Read the material below and count the lines holding the string "React". Give that count with nothing added.

======== Information supplied ========

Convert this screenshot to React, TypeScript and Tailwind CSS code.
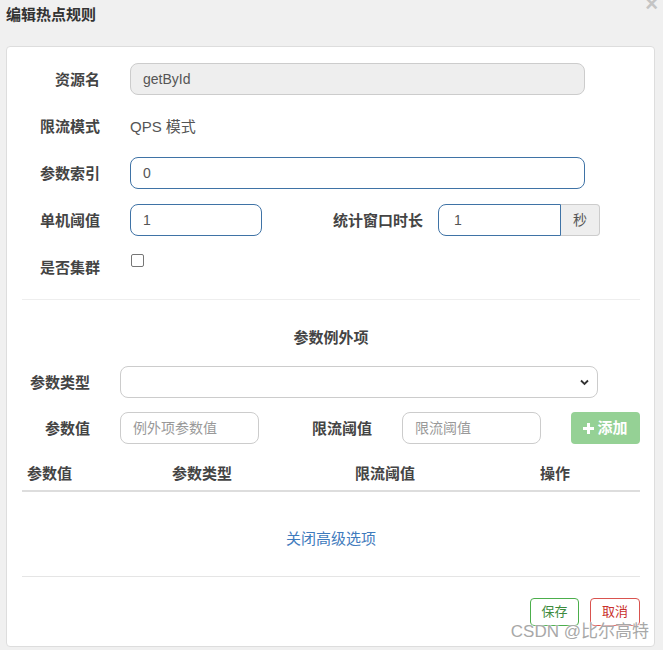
import React from "react";

const font = { fontFamily: '"Liberation Sans", "Noto Sans CJK SC", sans-serif' };

function Label({ w, children }: { w: string; children: React.ReactNode }) {
  return (
    <div className={`${w} shrink-0 text-right pt-[7px] leading-[20px] text-[15px] font-bold text-[#444]`}>
      {children}
    </div>
  );
}

export default function App() {
  return (
    <div className="relative min-h-[650px] bg-[#f0f0f0] text-[#333]" style={font}>
      <div className="flex justify-between h-[46px] pl-[6px] pr-[5px]">
        <div className="pt-[5px] leading-[20px] text-[15px] font-bold text-[#333]">编辑热点规则</div>
        <div className="-mt-[7px] text-[22px] font-bold leading-[22px] text-[#c4c4c4]">×</div>
      </div>
      <div className="ml-[6px] mr-[8px] bg-white border border-[#ddd] rounded-[4px] pt-[16px] pl-[15px] pr-[14px] pb-[20px]">
        {/* Section 1 */}
        <div className="flex items-start h-[32px]">
          <Label w="w-[78px]">资源名</Label>
          <div className="ml-[30px] w-[455px] h-[32px] rounded-[8px] border border-[#ccc] bg-[#eee] pl-[12px] text-[14px] leading-[30px] text-[#555]">
            getById
          </div>
        </div>
        <div className="flex items-start h-[32px] mt-[15px]">
          <Label w="w-[78px]">限流模式</Label>
          <div className="ml-[30px] pt-[7px] leading-[20px] text-[15px] text-[#555]">QPS 模式</div>
        </div>
        <div className="flex items-start h-[32px] mt-[15px]">
          <Label w="w-[78px]">参数索引</Label>
          <div className="ml-[30px] w-[455px] h-[32px] rounded-[8px] border border-[#3f73a6] bg-white pl-[12px] text-[14px] leading-[30px] text-[#555]">
            0
          </div>
        </div>
        <div className="flex items-start h-[32px] mt-[15px]">
          <Label w="w-[78px]">单机阈值</Label>
          <div className="ml-[30px] w-[132px] h-[32px] rounded-[8px] border border-[#3f73a6] bg-white pl-[12px] text-[14px] leading-[30px] text-[#555]">
            1
          </div>
          <Label w="w-[161px]">统计窗口时长</Label>
          <div className="ml-[15px] flex h-[32px]">
            <div className="w-[123px] h-[32px] rounded-l-[8px] border border-[#3f73a6] bg-white pl-[15px] text-[14px] leading-[30px] text-[#555]">
              1
            </div>
            <div className="w-[39px] h-[32px] rounded-r-[4px] border border-l-0 border-[#ccc] bg-[#eee] text-center text-[14px] leading-[30px] text-[#555]">
              秒
            </div>
          </div>
        </div>
        <div className="flex items-start h-[32px] mt-[15px]">
          <Label w="w-[78px]">是否集群</Label>
          <div className="ml-[31px] mt-[3px] w-[13px] h-[13px] rounded-[2px] border border-[#767676] bg-white" />
        </div>
        <div className="mt-[16px] border-t border-[#eee]" />

        {/* Section 2 */}
        <div className="mt-[28px] text-center leading-[20px] text-[15px] font-bold text-[#444]">参数例外项</div>
        <div className="flex items-start h-[32px] mt-[18px]">
          <Label w="w-[68px]">参数类型</Label>
          <div className="ml-[30px] relative w-[478px] h-[32px] rounded-[8px] border border-[#ccc] bg-white">
            <svg className="absolute right-[8px] top-[12px]" width="9" height="7" viewBox="0 0 9 7">
              <path d="M1 1.5 L4.5 5 L8 1.5" fill="none" stroke="#333" strokeWidth="1.8" />
            </svg>
          </div>
        </div>
        <div className="flex items-start h-[32px] mt-[14px]">
          <Label w="w-[68px]">参数值</Label>
          <div className="ml-[30px] w-[139px] h-[32px] rounded-[8px] border border-[#ccc] bg-white pl-[12px] text-[14px] leading-[30px] text-[#999]">
            例外项参数值
          </div>
          <Label w="w-[113px]">限流阈值</Label>
          <div className="ml-[30px] w-[139px] h-[32px] rounded-[8px] border border-[#ccc] bg-white pl-[12px] text-[14px] leading-[30px] text-[#999]">
            限流阈值
          </div>
          <div className="ml-[30px] w-[69px] h-[32px] rounded-[4px] bg-[#95d195] flex items-center justify-center gap-[3px] text-white text-[15px] font-bold">
            <svg width="11" height="11" viewBox="0 0 11 11">
              <rect x="4" y="0" width="3" height="11" fill="white" />
              <rect x="0" y="4" width="11" height="3" fill="white" />
            </svg>
            <span>添加</span>
          </div>
        </div>
        <div className="mt-[12px] grid grid-cols-[145px_183px_185px_1fr] border-b-2 border-[#ddd] pt-[8px] pb-[6px] leading-[20px] text-[15px] font-bold text-[#444]">
          <div className="pl-[5px]">参数值</div>
          <div className="pl-[5px]">参数类型</div>
          <div className="pl-[5px]">限流阈值</div>
          <div className="pl-[5px]">操作</div>
        </div>
        <div className="mt-[37px] text-center leading-[20px] text-[15px] text-[#3f7bbd]">关闭高级选项</div>
        <div className="mt-[27px] border-t border-[#e5e5e5]" />
        <div className="mt-[21px] flex justify-end gap-[11px]">
          <div className="w-[49px] h-[28px] rounded-[4px] border border-[#4cae4c] bg-white text-center text-[13px] leading-[26px] text-[#3d8b3d]">
            保存
          </div>
          <div className="w-[50px] h-[28px] rounded-[4px] border border-[#d9534f] bg-white text-center text-[13px] leading-[26px] text-[#c9302c]">
            取消
          </div>
        </div>
      </div>
      <div
        className="absolute right-[14px] bottom-[8px] text-[17px] leading-[20px] text-[#a8a8a8]"
        style={{ textShadow: "0 0 2px #fff, 0 0 2px #fff" }}
      >
        CSDN @比尔高特
      </div>
    </div>
  );
}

========

Exercise output:
3